Wherever a line holds the word "React", copy that line out.

*Recorded information*.
——————————

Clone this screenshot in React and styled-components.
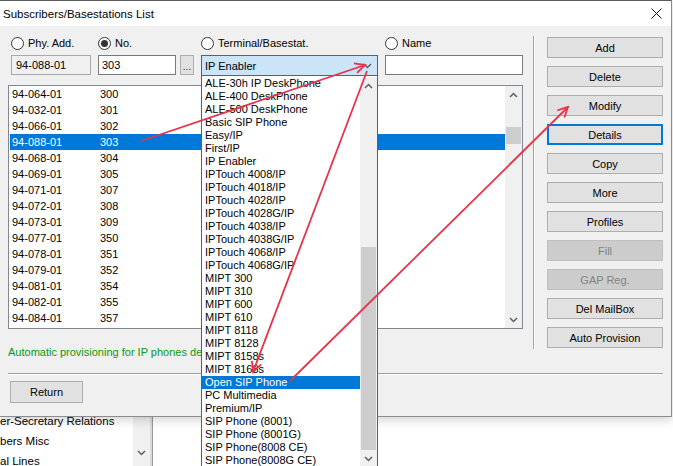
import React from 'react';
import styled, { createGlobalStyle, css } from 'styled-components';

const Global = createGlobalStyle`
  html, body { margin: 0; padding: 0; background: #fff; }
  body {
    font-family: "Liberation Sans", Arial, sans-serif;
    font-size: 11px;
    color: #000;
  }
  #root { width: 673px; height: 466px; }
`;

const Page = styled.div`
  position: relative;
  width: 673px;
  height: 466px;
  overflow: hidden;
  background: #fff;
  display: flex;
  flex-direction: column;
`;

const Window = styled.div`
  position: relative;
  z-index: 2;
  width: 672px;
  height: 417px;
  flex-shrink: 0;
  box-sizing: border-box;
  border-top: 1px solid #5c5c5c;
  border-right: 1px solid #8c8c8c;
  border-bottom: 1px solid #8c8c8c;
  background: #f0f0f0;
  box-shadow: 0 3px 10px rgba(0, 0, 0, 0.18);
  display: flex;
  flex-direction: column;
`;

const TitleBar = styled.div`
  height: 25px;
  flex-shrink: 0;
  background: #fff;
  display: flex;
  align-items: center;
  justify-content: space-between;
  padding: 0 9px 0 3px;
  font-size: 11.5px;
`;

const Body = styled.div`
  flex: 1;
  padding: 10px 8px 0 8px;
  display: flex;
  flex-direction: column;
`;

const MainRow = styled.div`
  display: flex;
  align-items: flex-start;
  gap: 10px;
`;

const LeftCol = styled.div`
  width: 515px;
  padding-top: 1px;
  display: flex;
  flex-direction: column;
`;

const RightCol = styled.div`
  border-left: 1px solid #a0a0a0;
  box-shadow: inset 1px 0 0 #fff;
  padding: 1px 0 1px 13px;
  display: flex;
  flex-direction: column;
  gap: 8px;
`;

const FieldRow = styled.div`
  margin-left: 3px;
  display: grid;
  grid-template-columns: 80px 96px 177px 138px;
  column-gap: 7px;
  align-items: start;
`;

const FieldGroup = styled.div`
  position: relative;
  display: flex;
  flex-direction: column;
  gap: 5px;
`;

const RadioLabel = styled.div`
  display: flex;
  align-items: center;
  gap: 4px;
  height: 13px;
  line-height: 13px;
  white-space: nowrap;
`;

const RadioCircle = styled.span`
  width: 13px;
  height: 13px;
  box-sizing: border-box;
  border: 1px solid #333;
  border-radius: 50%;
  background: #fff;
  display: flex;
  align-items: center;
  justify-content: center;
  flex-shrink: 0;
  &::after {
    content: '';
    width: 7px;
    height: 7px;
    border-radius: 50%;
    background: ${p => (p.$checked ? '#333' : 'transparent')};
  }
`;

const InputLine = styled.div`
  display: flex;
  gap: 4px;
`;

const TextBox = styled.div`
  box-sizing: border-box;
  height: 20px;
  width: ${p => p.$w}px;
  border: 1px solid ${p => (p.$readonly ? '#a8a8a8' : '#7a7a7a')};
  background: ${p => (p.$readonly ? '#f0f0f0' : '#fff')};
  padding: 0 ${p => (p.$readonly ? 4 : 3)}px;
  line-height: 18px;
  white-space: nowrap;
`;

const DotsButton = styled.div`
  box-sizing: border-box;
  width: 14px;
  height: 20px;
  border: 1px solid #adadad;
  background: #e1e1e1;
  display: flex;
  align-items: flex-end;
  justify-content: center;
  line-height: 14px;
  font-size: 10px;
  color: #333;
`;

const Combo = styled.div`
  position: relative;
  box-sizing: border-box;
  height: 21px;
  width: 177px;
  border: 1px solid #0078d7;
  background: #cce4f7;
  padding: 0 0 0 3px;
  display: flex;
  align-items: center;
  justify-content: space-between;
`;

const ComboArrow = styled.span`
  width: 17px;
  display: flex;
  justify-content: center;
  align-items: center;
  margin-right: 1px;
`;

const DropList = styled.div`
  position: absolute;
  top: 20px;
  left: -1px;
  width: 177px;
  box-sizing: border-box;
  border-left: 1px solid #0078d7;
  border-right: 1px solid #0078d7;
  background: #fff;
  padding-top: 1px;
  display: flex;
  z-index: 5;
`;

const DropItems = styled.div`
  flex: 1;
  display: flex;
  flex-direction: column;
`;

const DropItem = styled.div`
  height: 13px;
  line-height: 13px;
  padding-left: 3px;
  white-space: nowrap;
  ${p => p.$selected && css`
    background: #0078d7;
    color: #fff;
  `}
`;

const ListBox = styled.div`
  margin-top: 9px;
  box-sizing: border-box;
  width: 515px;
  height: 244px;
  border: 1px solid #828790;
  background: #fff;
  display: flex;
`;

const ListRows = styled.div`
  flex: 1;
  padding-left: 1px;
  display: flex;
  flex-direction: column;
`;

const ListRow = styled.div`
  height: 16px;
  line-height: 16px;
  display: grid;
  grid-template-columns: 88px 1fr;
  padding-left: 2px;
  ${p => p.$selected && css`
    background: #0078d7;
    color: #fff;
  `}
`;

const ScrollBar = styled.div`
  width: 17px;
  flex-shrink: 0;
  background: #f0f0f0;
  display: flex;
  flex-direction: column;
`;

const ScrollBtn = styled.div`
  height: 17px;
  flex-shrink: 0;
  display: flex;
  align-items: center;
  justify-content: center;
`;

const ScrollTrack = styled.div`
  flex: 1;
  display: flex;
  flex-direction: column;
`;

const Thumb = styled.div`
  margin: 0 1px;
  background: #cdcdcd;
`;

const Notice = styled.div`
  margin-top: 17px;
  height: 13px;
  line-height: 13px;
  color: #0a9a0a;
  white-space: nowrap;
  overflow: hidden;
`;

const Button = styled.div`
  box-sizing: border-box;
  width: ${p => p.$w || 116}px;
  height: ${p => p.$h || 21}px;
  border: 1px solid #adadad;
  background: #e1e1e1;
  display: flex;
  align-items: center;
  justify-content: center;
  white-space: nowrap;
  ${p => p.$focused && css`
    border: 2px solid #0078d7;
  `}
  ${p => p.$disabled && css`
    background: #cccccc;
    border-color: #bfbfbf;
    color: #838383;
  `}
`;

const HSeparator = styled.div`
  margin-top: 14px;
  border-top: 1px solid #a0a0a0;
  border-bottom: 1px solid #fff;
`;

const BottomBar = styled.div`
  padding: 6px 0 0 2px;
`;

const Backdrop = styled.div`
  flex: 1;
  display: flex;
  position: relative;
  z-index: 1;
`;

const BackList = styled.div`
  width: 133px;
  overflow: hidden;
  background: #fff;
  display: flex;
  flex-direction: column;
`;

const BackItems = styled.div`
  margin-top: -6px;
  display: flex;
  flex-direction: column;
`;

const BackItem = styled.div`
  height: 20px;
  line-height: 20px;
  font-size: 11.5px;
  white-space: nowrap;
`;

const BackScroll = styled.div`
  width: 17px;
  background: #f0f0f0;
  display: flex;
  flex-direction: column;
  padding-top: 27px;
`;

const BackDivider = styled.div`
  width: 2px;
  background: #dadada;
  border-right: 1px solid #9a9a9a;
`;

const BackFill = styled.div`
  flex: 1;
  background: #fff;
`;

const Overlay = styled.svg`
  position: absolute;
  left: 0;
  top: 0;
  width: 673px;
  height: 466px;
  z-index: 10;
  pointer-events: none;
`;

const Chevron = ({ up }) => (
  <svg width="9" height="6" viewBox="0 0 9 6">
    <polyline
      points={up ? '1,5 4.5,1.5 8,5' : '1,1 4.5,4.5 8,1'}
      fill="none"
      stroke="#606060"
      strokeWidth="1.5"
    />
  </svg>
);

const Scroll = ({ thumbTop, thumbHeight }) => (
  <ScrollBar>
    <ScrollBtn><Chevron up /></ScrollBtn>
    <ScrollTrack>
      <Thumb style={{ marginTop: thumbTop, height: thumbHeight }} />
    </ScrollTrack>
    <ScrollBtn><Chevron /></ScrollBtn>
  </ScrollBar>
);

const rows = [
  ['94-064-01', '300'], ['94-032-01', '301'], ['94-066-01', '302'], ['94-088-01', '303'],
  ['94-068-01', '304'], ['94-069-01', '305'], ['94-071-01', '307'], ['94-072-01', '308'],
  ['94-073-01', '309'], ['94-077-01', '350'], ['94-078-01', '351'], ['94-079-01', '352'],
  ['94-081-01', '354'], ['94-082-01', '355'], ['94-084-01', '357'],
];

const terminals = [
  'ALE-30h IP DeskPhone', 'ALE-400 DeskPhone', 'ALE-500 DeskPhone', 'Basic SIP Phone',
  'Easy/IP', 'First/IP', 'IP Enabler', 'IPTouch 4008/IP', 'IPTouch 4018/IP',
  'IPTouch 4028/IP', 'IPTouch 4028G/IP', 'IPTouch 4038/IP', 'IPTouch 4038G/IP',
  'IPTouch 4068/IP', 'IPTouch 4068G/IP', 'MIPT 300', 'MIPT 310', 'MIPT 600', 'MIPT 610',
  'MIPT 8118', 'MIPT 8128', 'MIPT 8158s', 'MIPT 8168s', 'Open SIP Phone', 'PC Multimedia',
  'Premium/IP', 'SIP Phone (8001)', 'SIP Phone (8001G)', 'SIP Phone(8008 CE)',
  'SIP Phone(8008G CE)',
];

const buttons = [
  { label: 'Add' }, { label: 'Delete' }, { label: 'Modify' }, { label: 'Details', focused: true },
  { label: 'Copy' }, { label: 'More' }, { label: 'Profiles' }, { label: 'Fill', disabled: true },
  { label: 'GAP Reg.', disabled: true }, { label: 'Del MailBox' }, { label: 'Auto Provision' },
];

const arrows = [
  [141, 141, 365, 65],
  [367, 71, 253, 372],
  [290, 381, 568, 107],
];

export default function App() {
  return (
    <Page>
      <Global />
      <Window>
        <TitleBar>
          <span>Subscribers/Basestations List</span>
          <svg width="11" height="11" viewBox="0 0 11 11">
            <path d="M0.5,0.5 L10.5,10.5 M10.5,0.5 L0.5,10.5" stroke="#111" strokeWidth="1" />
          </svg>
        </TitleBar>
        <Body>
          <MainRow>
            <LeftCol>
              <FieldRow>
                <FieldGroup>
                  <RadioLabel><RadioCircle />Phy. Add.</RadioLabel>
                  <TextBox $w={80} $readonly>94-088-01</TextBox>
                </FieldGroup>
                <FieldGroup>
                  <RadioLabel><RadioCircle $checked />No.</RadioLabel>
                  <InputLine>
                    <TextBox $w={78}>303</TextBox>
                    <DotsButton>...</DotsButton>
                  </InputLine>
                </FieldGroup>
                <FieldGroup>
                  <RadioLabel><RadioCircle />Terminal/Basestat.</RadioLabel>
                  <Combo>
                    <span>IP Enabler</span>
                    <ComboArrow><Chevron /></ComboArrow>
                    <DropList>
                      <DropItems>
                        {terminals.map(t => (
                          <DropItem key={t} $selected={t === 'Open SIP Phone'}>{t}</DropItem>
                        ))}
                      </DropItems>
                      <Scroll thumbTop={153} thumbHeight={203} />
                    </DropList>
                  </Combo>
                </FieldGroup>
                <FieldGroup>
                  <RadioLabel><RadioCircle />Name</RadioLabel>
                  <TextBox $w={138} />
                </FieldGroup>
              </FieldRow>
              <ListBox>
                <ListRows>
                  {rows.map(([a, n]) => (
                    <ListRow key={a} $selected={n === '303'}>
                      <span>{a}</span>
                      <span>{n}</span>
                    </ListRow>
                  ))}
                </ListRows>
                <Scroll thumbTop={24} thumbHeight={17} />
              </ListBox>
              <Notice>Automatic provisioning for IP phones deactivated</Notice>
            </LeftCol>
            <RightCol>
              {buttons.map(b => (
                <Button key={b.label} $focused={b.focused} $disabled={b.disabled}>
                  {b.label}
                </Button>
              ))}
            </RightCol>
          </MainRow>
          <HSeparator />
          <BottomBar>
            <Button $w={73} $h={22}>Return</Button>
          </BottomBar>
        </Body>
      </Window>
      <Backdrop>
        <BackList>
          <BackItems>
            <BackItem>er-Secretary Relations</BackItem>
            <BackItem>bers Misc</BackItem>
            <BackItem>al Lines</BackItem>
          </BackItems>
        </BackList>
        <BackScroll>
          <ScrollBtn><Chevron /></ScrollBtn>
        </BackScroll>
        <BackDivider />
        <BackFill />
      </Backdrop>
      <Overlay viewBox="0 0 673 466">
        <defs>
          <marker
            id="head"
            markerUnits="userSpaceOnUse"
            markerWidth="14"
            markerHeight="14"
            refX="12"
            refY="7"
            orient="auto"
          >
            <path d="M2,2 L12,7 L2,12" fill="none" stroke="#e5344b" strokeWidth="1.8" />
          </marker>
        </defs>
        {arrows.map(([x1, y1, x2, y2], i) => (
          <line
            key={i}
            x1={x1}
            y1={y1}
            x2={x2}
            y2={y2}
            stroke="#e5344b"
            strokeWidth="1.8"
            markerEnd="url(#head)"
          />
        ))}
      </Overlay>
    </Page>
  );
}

——————————

*Solution to the problem*.
Clone this screenshot in React and styled-components.
import React from 'react';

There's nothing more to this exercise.